With property values declining for the first time since 2020 amidst high inflation and rising interest rates, TaxTank founder Nicole Kelly said she’s seeing more property investors wavering between buying and selling.

“Some clients see this market change as a potential buying opportunity and are watching property prices closely for a decline,” Kelly said. “It’s a real balance between managing the investment properties they have and taking the opportunity to expand their portfolios.
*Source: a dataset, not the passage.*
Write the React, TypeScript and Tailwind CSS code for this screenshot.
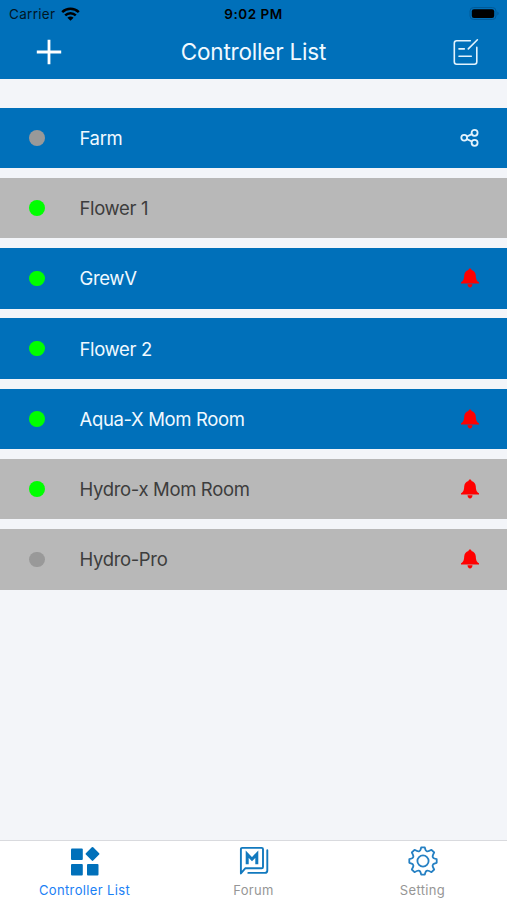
import React from "react";

type Controller = {
  name: string;
  online: boolean;
  active: boolean;
  badge?: "share" | "alarm";
};

const controllers: Controller[] = [
  { name: "Farm", online: false, active: true, badge: "share" },
  { name: "Flower 1", online: true, active: false },
  { name: "GrewV", online: true, active: true, badge: "alarm" },
  { name: "Flower 2", online: true, active: true },
  { name: "Aqua-X Mom Room", online: true, active: true, badge: "alarm" },
  { name: "Hydro-x Mom Room", online: true, active: false, badge: "alarm" },
  { name: "Hydro-Pro", online: false, active: false, badge: "alarm" },
];

function WifiIcon() {
  return (
    <svg className="ml-1.5 h-[14px] w-[19px]" viewBox="0 0 19 14" fill="none" stroke="#000" strokeWidth="2.5">
      <path d="M1.2 5.2C5.8 .7 13.2 .7 17.8 5.2" />
      <path d="M4.2 8.4C7.2 5.5 11.8 5.5 14.8 8.4" />
      <path d="M9.5 13.8 6.4 10.7C8.1 9.1 10.9 9.1 12.6 10.7Z" fill="#000" stroke="none" />
    </svg>
  );
}

function BatteryIcon() {
  return (
    <svg className="h-[13px] w-[30px]" viewBox="0 0 30 13">
      <rect x="1" y=".5" width="26" height="12" rx="3.6" fill="none" stroke="#005a98" />
      <rect x="2.8" y="2.2" width="22.4" height="8.8" rx="2.2" fill="#000" />
      <path d="M28.4 4.6c1.6.6 1.6 3.2 0 3.8z" fill="#005a98" />
    </svg>
  );
}

function EditIcon() {
  return (
    <svg
      className="h-[28px] w-[26px]"
      viewBox="0 0 26 28"
      fill="none"
      stroke="#e3f3fd"
      strokeWidth="1.6"
      strokeLinecap="round"
    >
      <path d="M17.3 2.8H3.7Q1.3 2.8 1.3 5.2V23.8Q1.3 26.2 3.7 26.2H21.4Q23.8 26.2 23.8 23.8V9.4" />
      <path d="M15.3 10.9 24.4 1.8M6 10.9H11.3M6 18.3H18.3" />
    </svg>
  );
}

function ShareIcon() {
  return (
    <svg className="h-5 w-5" viewBox="0 0 20 20" fill="none" stroke="#e3f3fd" strokeWidth="1.8">
      <circle cx="4.2" cy="9.8" r="2.9" />
      <circle cx="14.6" cy="4.8" r="3" />
      <circle cx="14.6" cy="14.8" r="3" />
      <path d="m7 8.5 4.8-2.4M7 11.1l4.8 2.4" />
    </svg>
  );
}

function BellIcon() {
  return (
    <svg className="h-5 w-5" viewBox="0 0 20 20" fill="#f00">
      <path d="M10 .5C9.1.5 8.6 1.1 8.5 1.9 5.9 2.6 4.4 4.7 4.2 7.4 4 10.6 3.8 12.5 1 14.2V15.6H19V14.2C16.2 12.5 16 10.6 15.8 7.4 15.6 4.7 14.1 2.6 11.5 1.9 11.4 1.1 10.9.5 10 .5Z" />
      <path d="M7.5 16.2H12.5C12.4 18.2 11.5 19.4 10 19.4S7.6 18.2 7.5 16.2Z" />
    </svg>
  );
}

function ListIcon() {
  return (
    <svg className="h-[30px] w-[30px]" viewBox="0 0 30 30" fill="#0070ba">
      <rect x="1" y="2.5" width="11.8" height="11.5" rx="1" />
      <rect x="1" y="18" width="11.8" height="11.5" rx="1" />
      <rect x="17" y="18" width="11.5" height="11.5" rx="1" />
      <rect x="17.3" y="2.7" width="10.4" height="10.4" rx="1" transform="rotate(45 22.5 7.9)" />
    </svg>
  );
}

function ForumIcon() {
  return (
    <svg className="h-[30px] w-[30px]" viewBox="0 0 30 30" fill="none" stroke="#1279be" strokeWidth="1.9">
      <path d="M3.2 1.9H22.7Q24 1.9 24 3.2V21Q24 22.3 22.7 22.3H6.2L1.9 27.4V3.2Q1.9 1.9 3.2 1.9Z" strokeLinejoin="round" />
      <path d="M28.3 4.2V24.5Q28.3 26.9 25.9 26.9H9.3" strokeLinecap="round" />
      <path d="M8.2 18.2V8.2L13 13.2 17.8 8.2V18.2" strokeWidth="3" />
    </svg>
  );
}

function GearIcon() {
  return (
    <svg
      className="h-[30px] w-[30px]"
      viewBox="0 0 30 30"
      fill="none"
      stroke="#2580c3"
      strokeWidth="1.8"
      strokeLinejoin="round"
    >
      <circle cx="15" cy="15" r="5.6" />
      <path d="M13.2 1.3H16.8Q17.4 4.7 19 5.3 20.2 5.8 23.5 3.8L26.2 6.5Q24.2 9.8 24.7 11 25.3 12.6 28.7 13.2V16.8Q25.3 17.4 24.7 19 24.2 20.2 26.2 23.5L23.5 26.2Q20.2 24.2 19 24.7 17.4 25.3 16.8 28.7H13.2Q12.6 25.3 11 24.7 9.8 24.2 6.5 26.2L3.8 23.5Q5.8 20.2 5.3 19 4.7 17.4 1.3 16.8V13.2Q4.7 12.6 5.3 11 5.8 9.8 3.8 6.5L6.5 3.8Q9.8 5.8 11 5.3 12.6 4.7 13.2 1.3Z" />
    </svg>
  );
}

function ControllerRow({ name, online, active, badge }: Controller) {
  return (
    <li
      className={`flex h-[60.5px] items-center pr-[27px] pl-[29px] ${
        active ? "bg-[#0070ba] text-[#f0f9ff]" : "bg-[#b8b8b8] text-[#3d3d3d]"
      }`}
    >
      <span className={`size-[15.5px] rounded-full ${online ? "bg-[#0f0]" : "bg-[#999]"}`} />
      <span className="ml-[35px] flex-1 text-[18.5px] leading-6 tracking-[-0.35px]">{name}</span>
      {badge === "share" && <ShareIcon />}
      {badge === "alarm" && <BellIcon />}
    </li>
  );
}

function Tab(props: { label: string; icon: React.ReactNode; selected?: boolean }) {
  return (
    <button
      className={`flex flex-col items-center pt-[5px] text-[13px] leading-4 tracking-[0.35px] ${
        props.selected ? "text-[#1b80f5]" : "text-[#969696]"
      }`}
    >
      {props.icon}
      <span className="mt-[6px]">{props.label}</span>
    </button>
  );
}

export default function App() {
  return (
    <div className="flex h-[900px] w-[507px] flex-col overflow-hidden bg-[#f3f5f9] font-['Inter',sans-serif]">
      <header className="h-[79px] bg-[#0070ba]">
        <div className="grid h-[27px] grid-cols-3 items-center px-[8px] text-[13.5px] leading-4 text-[#001625]">
          <div className="flex items-center pl-px tracking-[0.3px]">
            Carrier
            <WifiIcon />
          </div>
          <div className="text-center font-semibold tracking-[0.5px] text-black">9:02 PM</div>
          <div className="flex justify-end">
            <BatteryIcon />
          </div>
        </div>
        <div className="grid h-[50px] grid-cols-[1fr_auto_1fr] items-center pr-[28px] pl-[28px]">
          <svg className="ml-[8px] h-[26px] w-[26px]" viewBox="0 0 26 26" stroke="#fff" strokeWidth="2.8">
            <path d="M13 .8V25.2M.8 13H25.2" />
          </svg>
          <h1 className="text-[22.5px] tracking-[-0.2px] text-[#f0f9ff]">Controller List</h1>
          <div className="flex justify-end">
            <EditIcon />
          </div>
        </div>
      </header>

      <ul className="mt-[28.5px] flex flex-1 flex-col gap-[9.75px]">
        {controllers.map((item) => (
          <ControllerRow key={item.name} {...item} />
        ))}
      </ul>

      <nav className="grid h-[60px] grid-cols-3 border-t border-[#d9dade] bg-white">
        <Tab label="Controller List" icon={<ListIcon />} selected />
        <Tab label="Forum" icon={<ForumIcon />} />
        <Tab label="Setting" icon={<GearIcon />} />
      </nav>
    </div>
  );
}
At the moment, many are sitting on the fence waiting for the market to drop, and to see how the next few months play out.”

The study also found that only 34% of property investors know their cash position well and only 21% know their tax position well, while 20% know little about their current equity position.

Kelly highlighted the importance of knowing the overall equity of investments and understanding cash and tax position in managing an investment portfolio as well as in making decisions about buying and selling.

“From our study, we know solid rental returns are a major consideration in the decision-making process when buying, and rental demand is not likely to slow anytime soon,” she said. “Likewise, understanding the difference between the cash and tax position, which is amplified by rental returns and depreciation, is imperative when comparing property performance. This is particularly important when considering which properties to sell. Knowing the available equity in each property and your portfolio as a whole ensures you never miss an opportunity. Couple this with growth forecasts based on 10-year monthly average, and you have a powerful decision-making tool. Whether it’s to reduce tax or set yourself up for retirement, understanding why you’re buying and holding investment property is paramount; so too is monitoring the performance of each property to ensure they are working hard for you.”

Kelly added that reducing tax requires negatively geared property, which is why it is crucial to know investors’ tax position and how to maximise soft-dollar expenses like depreciation.

“However, knowing how much cash you need to support each property is just as important, especially if you’re planning to expand your portfolio and beef up your borrowing power,” she said.